Trials are hard and in my experience, you have to lean into them to reap the full benefit of growth. Growing takes time. Sometimes it takes a long time. James said the trials would produce patience, and he knew we would need it. Regardless of the length of time, what matters is the growth. Length of time does not diminish the final product in our hearts. Our instant culture tells us that time does diminish us, but that’s a lie.

During the process of writing this post I happened upon a video of Christine Caine giving a talk on this very subject of testing and growth. She pointed out that the time between Samuel anointing David and David ruling over both north and south territories of Israel was 20 years. It took 20 years to learn the knowledge and gain the experience needed to be the best king Israel ever had. He had the right heart at 17, when he was anointed, but he needed everything else. When he was done growing into the anointing, the appointment came at 37. At the end of the 20 years King David was complete and lacking nothing. (David’s full story can be found in 1 Samuel 16-1 Kings 2)
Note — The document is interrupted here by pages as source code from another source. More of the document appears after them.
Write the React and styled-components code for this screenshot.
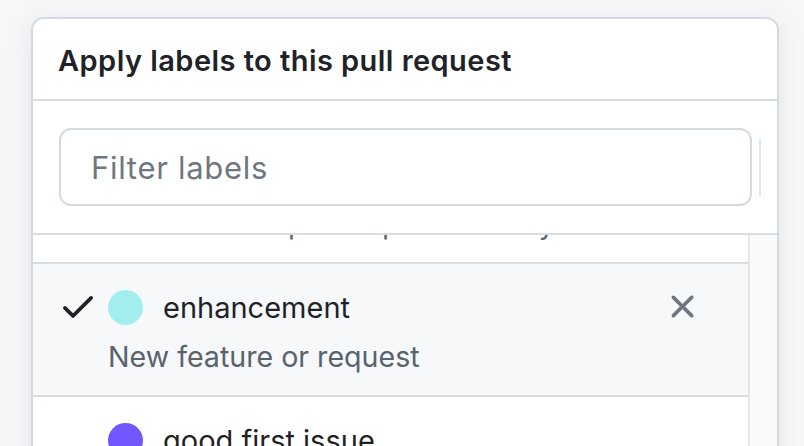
import styled, { createGlobalStyle } from "styled-components";

const GlobalStyle = createGlobalStyle`
  body {
    margin: 0;
    background: #f6f7f8;
    overflow: hidden;
    font-family: Inter, "Noto Sans", sans-serif;
  }
`;

const labels = [
  { name: "duplicate", color: "#cfd3d7", description: "This issue or pull request already exists" },
  { name: "enhancement", color: "#a2eeef", description: "New feature or request", selected: true },
  { name: "good first issue", color: "#7057ff", description: "Good for newcomers" },
];

function CheckIcon() {
  return (
    <svg width="40" height="40" viewBox="0 0 16 16" fill="#1f2328">
      <path d="M13.78 4.22a.75.75 0 0 1 0 1.06l-7.25 7.25a.75.75 0 0 1-1.06 0L2.22 9.28a.751.751 0 0 1 .018-1.042.751.751 0 0 1 1.042-.018L6 10.94l6.72-6.72a.75.75 0 0 1 1.06 0Z" />
    </svg>
  );
}

function XIcon() {
  return (
    <svg width="39" height="39" viewBox="0 0 16 16" fill="#6e7781">
      <path d="M3.72 3.72a.75.75 0 0 1 1.06 0L8 6.94l3.22-3.22a.749.749 0 0 1 1.275.326.749.749 0 0 1-.215.734L9.06 8l3.22 3.22a.749.749 0 0 1-.326 1.275.749.749 0 0 1-.734-.215L8 9.06l-3.22 3.22a.751.751 0 0 1-1.042-.018.751.751 0 0 1-.018-1.042L6.94 8 3.72 4.78a.75.75 0 0 1 0-1.06Z" />
    </svg>
  );
}

function App() {
  return (
    <>
      <GlobalStyle />
      <Card>
        <Header>
          <Title>Apply labels to this pull request</Title>
        </Header>
        <FilterBar>
          <FilterInput placeholder="Filter labels" />
          <FocusLine />
        </FilterBar>
        <ListArea>
          <Items>
            <Scrolled>
              {labels.map((l) => (
                <Item key={l.name} $selected={l.selected}>
                  <CheckSlot>{l.selected && <CheckIcon />}</CheckSlot>
                  <Dot $color={l.color} />
                  <Name>{l.name}</Name>
                  <RemoveSlot>{l.selected && <XIcon />}</RemoveSlot>
                  <Description>{l.description}</Description>
                </Item>
              ))}
            </Scrolled>
          </Items>
          <Track />
        </ListArea>
      </Card>
    </>
  );
}

const Card = styled.div`
  margin: 17px 0 0 31px;
  width: 748px;
  box-sizing: border-box;
  height: 460px;
  background: #fff;
  border: 2px solid #d5dae0;
  border-bottom: none;
  border-radius: 13px 13px 0 0;
  box-shadow: 0 6px 24px rgba(140, 149, 159, 0.18);
  overflow: hidden;
`;

const Header = styled.div`
  height: 80px;
  display: flex;
  align-items: center;
  padding-left: 25px;
  border-bottom: 2px solid #d8dde2;
`;

const Title = styled.h1`
  margin: 2px 0 0;
  font-size: 29px;
  font-weight: 600;
  color: #1f2328;
  letter-spacing: 0.45px;
`;

const FilterBar = styled.div`
  display: flex;
  align-items: center;
  gap: 7px;
  padding: 27px 16px 27px 26px;
  border-bottom: 2px solid #d8dde2;
`;

const FilterInput = styled.input`
  flex: 1;
  height: 78px;
  box-sizing: border-box;
  border: 2px solid #d5dae0;
  border-radius: 12px;
  padding: 0 0 0 30px;
  font-family: Inter, "Noto Sans", sans-serif;
  font-size: 31px;
  letter-spacing: 0.7px;
  color: #1f2328;
  outline: none;
  &::placeholder {
    color: #6e7781;
  }
`;

const FocusLine = styled.div`
  width: 2px;
  height: 58px;
  background: #dde8f5;
`;

const ListArea = styled.div`
  display: flex;
  height: 240px;
`;

const Items = styled.div`
  flex: 1;
  overflow: hidden;
`;

const Scrolled = styled.div`
  margin-top: -104px;
`;

const Item = styled.div`
  display: grid;
  grid-template-columns: 50px 55px 1fr auto;
  grid-template-rows: 36px 36px;
  row-gap: 13px;
  padding: 26px 46px 20px 25px;
  background: ${(p) => (p.$selected ? "#f6f8fa" : "#fff")};
  border-bottom: 2px solid #d8dde2;
`;

const CheckSlot = styled.div`
  grid-column: 1;
  grid-row: 1;
  margin-top: -4px;
`;

const Dot = styled.span`
  grid-column: 2;
  grid-row: 1;
  width: 35px;
  height: 35px;
  border-radius: 50%;
  background: ${(p) => p.$color};
`;

const Name = styled.div`
  grid-column: 3;
  grid-row: 1;
  font-size: 29px;
  line-height: 36px;
  color: #1f2328;
`;

const RemoveSlot = styled.div`
  grid-column: 4;
  grid-row: 1;
  margin-top: -3px;
`;

const Description = styled.div`
  grid-column: 2 / 5;
  grid-row: 2;
  font-size: 28.6px;
  line-height: 36px;
  color: #59636e;
`;

const Track = styled.div`
  width: 27px;
  background: #fafafa;
  border-left: 2px solid #e6e6e6;
`;

export default App;
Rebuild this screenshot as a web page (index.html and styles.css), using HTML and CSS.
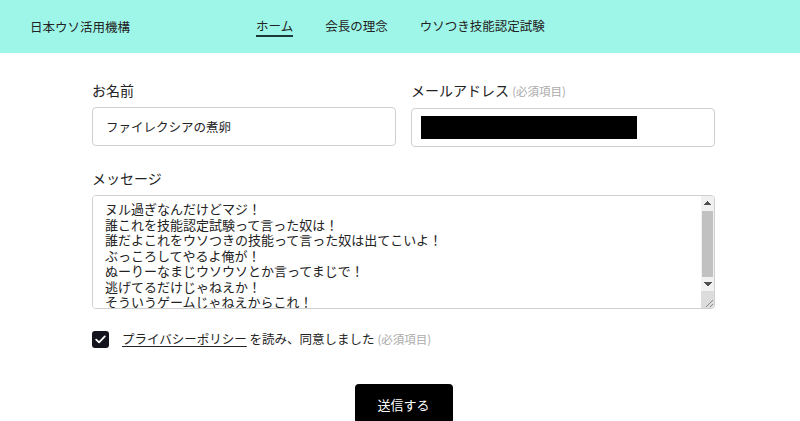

When the failure is washed away from times of testing they can be counted as joy. Whether it takes 1 year or 20, we can rest in the knowledge that at the end we will be complete and lacking nothing. In the meantime we can turn our hearts to Jesus. Because when we have our hearts turned to the Lord they are at rest in the midst of the trial. Jesus already shed His blood, we are already covered. The rest is just growth into who we are.

-Etta Woods

 

“Anointing vs. Gifting II Christine Caine at WorshipU On Campus 2018” WorshipU YouTube channel. 2018.